During our educational years, we may have learned about supply and demand. However, when do supply and demand become price gouging? It was mentioned that the NRG Stadium in Houston where Superbowl LI took place had bottled water priced at $6 each and a cup of soda at $11 each. Popcorn was listed at $15, and a scoop of ice cream was $11. Yes, we have perhaps witnessed an event where prices are so out of control or bizarre that we avoid concerts or supporting the arts altogether.
It is bad enough that our supply and demand needs currently have us paying an average cost of a movie ticket at $10 or more only to be punished by having to watch a barrage of movie trailers and commercials just to get a decent seat.
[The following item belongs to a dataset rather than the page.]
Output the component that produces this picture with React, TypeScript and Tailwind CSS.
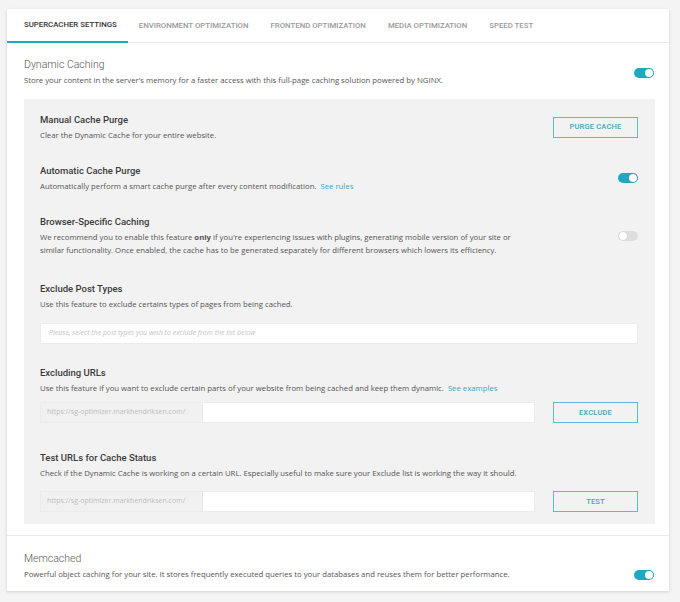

The snack bar at theaters is no secret to a majority of us that already see skyrocketing popcorn prices and basic drinks starting prices as if we are at a Superbowl event. The sad part is that we pay those ridiculous prices.
There was a time where people would come together and enjoy events without such unreasonable prices. Concert or event tickets are controlled by ticket companies that levy additional fees. We are merely left at the mercy of either paying for it or hopefully watching it later on an HBO special or DVD. Personally, I do not mind convenience, but I do mind being exploited. Exploitation of supply and demand methods eventually harm the intended purpose. For example, Circus prices became so expensive as well as souvenirs that it crippled its business model and became bankrupt. Some states have price gouging laws. However, it is hard to prosecute and enforce.
I support for free enterprise and competition. However, I am wary where supply and demand become exploitative and diminishes an event that has an ability to bring people together. A bucket of regular standard unflavored popcorn should hardly cost $15. A basic cup of soda should not cost $11. Then again, parking at an event should not cost $20. We should reassess a fair market system where supply and demand in a public setting are equitable and reasonable for all. Otherwise, stadiums and certain events create a culture of black marketing where we lose focus on the actual event.